PhD Seminar Series: When Rivals Go Public: Industry IPO Waves and Incumbents’ Employee-Oriented Practices
When Rivals Go Public: Industry IPO Waves and Incumbents’ Employee-Oriented Practices
Speaker: Yu Chen (Bocconi University)
Abstract: Industry IPO waves are widely studied as capital-market events that reshape the competitive conditions faced by incumbent firms. Less understood is how they alter incumbents’ labor-market environment and employment-side responses. We argue that industry IPO waves operate as talent-market shocks by enhancing newly public firms’ capacity to attract and hire specialized employees, thereby creating human-capital threats for incumbents that rely on similar talent. In response, incumbents strengthen employee-oriented stakeholder practices, a set of observable practices and commitments through which firms support employees as critical stakeholders and compete for specialized talent. Using a stacked difference-in-differences design in U.S. high-tech industries from 1995 to 2018, we find that incumbent firms significantly strengthen employee-oriented practices following industry IPO shocks.

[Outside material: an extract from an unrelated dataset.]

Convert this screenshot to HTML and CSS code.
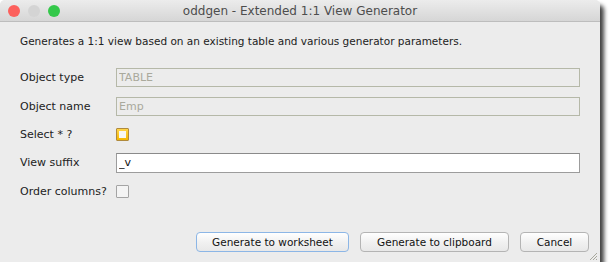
FILE: index.html
```html
<!DOCTYPE html>
<html lang="en">
<head>
    <meta charset="UTF-8">
    <title>oddgen - Extended 1:1 View Generator</title>
    <link rel="stylesheet" href="styles.css">
</head>
<body>
    <div class="window">
        <div class="titlebar">
            <div class="lights">
                <span class="light close"></span>
                <span class="light mini"></span>
                <span class="light zoom"></span>
            </div>
            <div class="title">oddgen - Extended 1:1 View Generator</div>
        </div>
        <div class="content">
            <p class="description">Generates a 1:1 view based on an existing table and various generator parameters.</p>
            <div class="form">
                <label>Object type</label>
                <input type="text" class="field" value="TABLE" disabled>
                <label>Object name</label>
                <input type="text" class="field" value="Emp" disabled>
                <label>Select * ?</label>
                <div><span class="check focused"><span class="check-inner"></span></span></div>
                <label>View suffix</label>
                <input type="text" class="field editable" value="_v">
                <label>Order columns?</label>
                <div><span class="check"></span></div>
            </div>
            <div class="buttons">
                <button class="default">Generate to worksheet</button>
                <button>Generate to clipboard</button>
                <button class="cancel">Cancel</button>
            </div>
        </div>
        <svg class="grip" width="9" height="9" viewBox="0 0 9 9">
            <path d="M8 1 L1 8 M8 4 L4 8 M8 7 L7 8" stroke="#a8a89c" stroke-width="1"/>
        </svg>
    </div>
</body>
</html>
```

FILE: styles.css
```css
body {
    margin: 0;
    background: #fff;
    font-family: "DejaVu Sans", sans-serif;
}
.window {
    position: relative;
    width: 600px;
    height: 262px;
    background: #ececec;
    border-radius: 5px 5px 0 0;
    box-shadow: 4px 5px 4px rgba(0, 0, 0, 0.75);
}
.titlebar {
    position: relative;
    height: 21px;
    border-bottom: 1px solid #bdbdbd;
    border-radius: 5px 5px 0 0;
    background: linear-gradient(#ececec, #d6d6d6);
    display: flex;
    align-items: center;
    justify-content: center;
}
.lights {
    position: absolute;
    left: 8px;
    top: 5px;
    display: flex;
    gap: 8px;
}
.light {
    width: 12px;
    height: 12px;
    border-radius: 50%;
}
.close { background: #fc605c; }
.mini { background: #d4d4d4; }
.zoom { background: #34c84a; }
.title {
    font-size: 12px;
    color: #4d4d4d;
}
.content {
    padding: 0 20px 0 20px;
}
.description {
    margin: 0;
    padding-top: 12px;
    line-height: 15px;
    font-size: 10.5px;
    color: #222;
}
.form {
    margin-top: 19px;
    display: grid;
    grid-template-columns: 96px 464px;
    grid-template-rows: 19px 19px 18px 20px 19px;
    row-gap: 9.5px;
    align-items: center;
}
.form label {
    font-size: 11px;
    color: #222;
}
.field {
    box-sizing: border-box;
    width: 464px;
    height: 100%;
    margin: 0;
    padding: 0 2px;
    font-family: "DejaVu Sans", sans-serif;
    font-size: 11px;
    border: 1px solid #b5b8a8;
    background: #ececec;
    color: #a9a99c;
}
.field.editable {
    background: #fff;
    color: #111;
    border: 1px solid #9c9c9c;
    border-top-color: #8a8a8a;
}
.check {
    box-sizing: border-box;
    display: flex;
    align-items: center;
    justify-content: center;
    width: 13px;
    height: 13px;
    border: 1px solid #a4a4a4;
    background: #f4f4f4;
    border-radius: 1px;
}
.check.focused {
    border-color: #b08a3c;
    background: linear-gradient(#ffd54a, #f5b800);
}
.check-inner {
    width: 7px;
    height: 7px;
    background: #f8f8f4;
}
.buttons {
    margin-top: 31px;
    display: flex;
    justify-content: flex-end;
    gap: 11px;
}
button {
    box-sizing: border-box;
    height: 20px;
    padding: 0;
    font-family: "DejaVu Sans", sans-serif;
    font-size: 10.5px;
    color: #111;
    border: 1px solid #b4b4b4;
    border-radius: 4px;
    background: linear-gradient(#ffffff, #f1f1f1 50%, #e8e8e8);
}
button.default {
    width: 153px;
    border-color: #8cb6e6;
}
button:nth-child(2) {
    width: 149px;
}
button.cancel {
    width: 69px;
    margin-right: -9px;
}
.grip {
    position: absolute;
    right: 2px;
    bottom: 1px;
}
```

Corroborating evidence from inventor mobility data and employee reviews supports the proposed labor-market mechanism. The response is stronger among incumbents more exposed to IPO-induced talent competition, including firms with greater R&D intensity, higher product-market similarity to IPO firms, and closer geographic proximity to newly public rivals. These findings reveal an underexplored consequence of capital-market activity: IPO waves reshape not only incumbents’ external competitive environment but also how they manage employees as critical internal stakeholders.